The Mobile Museum of American Artifacts is Laurelin Kruse’s touring museum of personal artifacts and their stories. MMoAA merges history and public art in “an archaeology of the present,” says curator/creator Kruse, traveling the nation with its collection of significant – and sometimes insignificant – connections to everyday American life.

The museum is now rolling through Colorado. It set up shop at the Children’s Museum of Denver on Saturday, and now it’s headed off for visits at the Byers General Store, 568 US-36 in Byers, on Tuesday, October 13, and the University of Colorado's Visual Arts Complex in Boulder on Wednesday, October 14. From there, the museum will make seven stops in the San Luis Valley area between October 16 and October 21.

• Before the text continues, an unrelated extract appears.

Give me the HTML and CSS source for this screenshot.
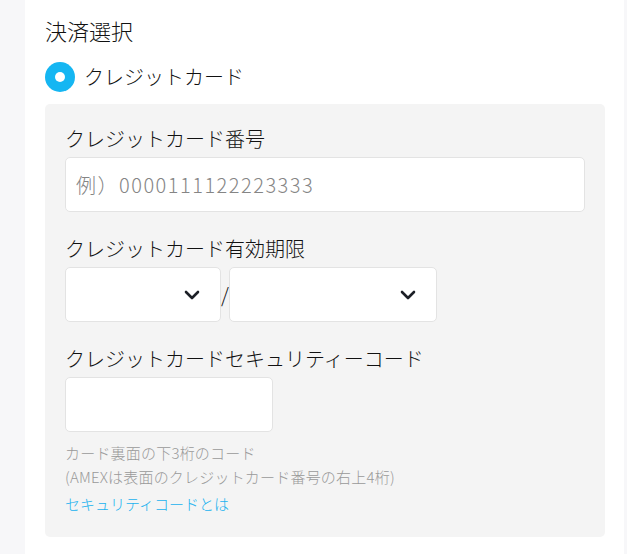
FILE: index.html
```html
<!DOCTYPE html>
<html lang="ja">
<head>
<meta charset="utf-8">
<link rel="stylesheet" href="styles.css">
</head>
<body>
<div class="page">
  <div class="side-left"></div>
  <main class="main">
    <h2 class="heading">決済選択</h2>
    <label class="radio-row">
      <span class="radio"><span class="radio-dot"></span></span>
      <span class="radio-label">クレジットカード</span>
    </label>
    <div class="card-box">
      <div class="field">
        <div class="label">クレジットカード番号</div>
        <input class="input input-full" type="text" placeholder="例）0000111122223333">
      </div>
      <div class="field">
        <div class="label">クレジットカード有効期限</div>
        <div class="expiry">
          <div class="select select-month">
            <svg class="chev" viewBox="0 0 16 10" width="16" height="10"><path d="M2 2l6 6 6-6" fill="none" stroke="#1c1f26" stroke-width="2.6" stroke-linecap="round" stroke-linejoin="round"/></svg>
          </div>
          <span class="slash">/</span>
          <div class="select select-year">
            <svg class="chev" viewBox="0 0 16 10" width="16" height="10"><path d="M2 2l6 6 6-6" fill="none" stroke="#1c1f26" stroke-width="2.6" stroke-linecap="round" stroke-linejoin="round"/></svg>
          </div>
        </div>
      </div>
      <div class="field field-last">
        <div class="label">クレジットカードセキュリティーコード</div>
        <input class="input input-cvc" type="text">
      </div>
      <p class="help">カード裏面の下3桁のコード<br>(AMEXは表面のクレジットカード番号の右上4桁)</p>
      <a class="link" href="#">セキュリティコードとは</a>
    </div>
  </main>
  <div class="side-right"></div>
</div>
</body>
</html>
```
FILE: styles.css
```css
* { box-sizing: border-box; }
html, body { margin: 0; padding: 0; }
body {
  font-family: "Noto Sans CJK JP", "Noto Sans", sans-serif;
  font-weight: 300;
  color: #111;
  background: #fff;
}
.page {
  display: flex;
  min-height: 554px;
}
.side-left {
  width: 25px;
  background: #f7f7f9;
  flex: none;
}
.side-right {
  width: 3px;
  background: #f7f7f9;
  flex: none;
}
.main {
  flex: 1;
  padding: 15px 19px 0 20px;
}
.heading {
  margin: 0;
  font-size: 22px;
  font-weight: 300;
  line-height: 30px;
}
.radio-row {
  display: flex;
  align-items: center;
  gap: 9px;
  margin-top: 17px;
  height: 30px;
}
.radio {
  width: 30px;
  height: 30px;
  border-radius: 50%;
  background: #15b6f2;
  display: flex;
  align-items: center;
  justify-content: center;
}
.radio-dot {
  width: 10px;
  height: 10px;
  border-radius: 50%;
  background: #fff;
}
.radio-label {
  font-size: 20px;
  line-height: 30px;
}
.card-box {
  margin-top: 12px;
  background: #f4f4f4;
  border-radius: 5px;
  padding: 21px 20px 21px 20px;
}
.field {
  margin-bottom: 23px;
}
.field-last {
  margin-bottom: 9px;
}
.label {
  font-size: 20px;
  line-height: 27px;
  margin-bottom: 5px;
}
.input {
  display: block;
  height: 55px;
  background: #fff;
  border: 1px solid #e3e3e3;
  border-radius: 5px;
  padding: 0 10px;
  font-family: inherit;
  font-weight: 300;
  font-size: 20px;
  letter-spacing: 1.5px;
  color: #111;
  outline: none;
}
.input::placeholder { color: #858585; }
.input-full { width: 100%; }
.input-cvc { width: 208px; }
.expiry {
  display: flex;
  align-items: center;
}
.select {
  height: 55px;
  background: #fff;
  border: 1px solid #e3e3e3;
  border-radius: 5px;
  display: flex;
  align-items: center;
  justify-content: flex-end;
  padding-right: 20px;
}
.select-month { width: 156px; }
.select-year { width: 208px; }
.slash {
  width: 8px;
  font-size: 20px;
  text-align: center;
}
.help {
  margin: 0;
  font-size: 15px;
  line-height: 24px;
  color: #999;
  letter-spacing: 0.2px;
}
.link {
  display: block;
  margin-top: 3px;
  font-size: 15px;
  line-height: 24px;
  color: #1ab2ef;
  text-decoration: none;
}
```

Relying exclusively on objects that museum-goers have donated, MMoAA tells a story about “people, their things and how we all make meaning in our lives,” says Kruse. The one and only requirement for submitting an object to the museum is that it comes with a story. And some of those stories have made national headlines.



For example, there's the Mourning Flower Journal, kept by the widow of Leonard Leslie Morris between 1941 and 1945, when it abruptly stops in the middle of the notebook; until then, it chronicles every flower its author put on her husband’s grave. In May 2013, the owner of an antiques store in Creede discovered the notebook in a trunk of goods acquired from a dealer in Oklahoma, and Kruse purchased it for $40.

Emma Speer donated the 2014 Los Angeles parking ticket after she'd visited a classmate in L.A. The two had been corresponding through text messages, sharing ideas for screenplays, short stories and science-fiction novels through a series of Google docs. On a whim, Speer’s friend invited her to visit, and she bought her plane ticket that night. Speer described the trip to Kruse as the kind of romance you can only imagine as a kid.

Rob Kancler submitted a crystal he received from a woman named Sandy at a yoga retreat. Sandy told Kancler that the crystal was in her pocket when she died of kidney failure and was revived by paramedics. After the ordeal, she took the crystal out of her pocket, and noticed a newly formed protuberance on the quartz.

A native of Alamosa, Kruse pursued her undergraduate degree in art and American studies. After graduation she stayed east for a year, then moved to California, where she works on her family’s farm and takes various part-time and odd jobs to fund her unique experiment.
The idea for a mobile museum of artifacts came to her in 2012; she'd worked in several rare book libraries and archives, and realized that “the archival process can increase the value and meaning of artworks and historical artifacts,” she says.

And she wanted it to be open to anyone. “I thought that the process of archiving one man’s work was ridiculous,” Kruse says.  “I realized that the way we create history shapes how we make meaning in our lives, and I was curious about whether we could use the process of archiving to get people to pay attention to things they don’t normally notice....Maybe that’s because I grew up in a small town, and I was used to the public overlooking us.”

The MMoAA, Kruse decided, would “exhibit moments of everyday experience and American life.” Anybody could be included in the museum — as long as their object had a story to tell.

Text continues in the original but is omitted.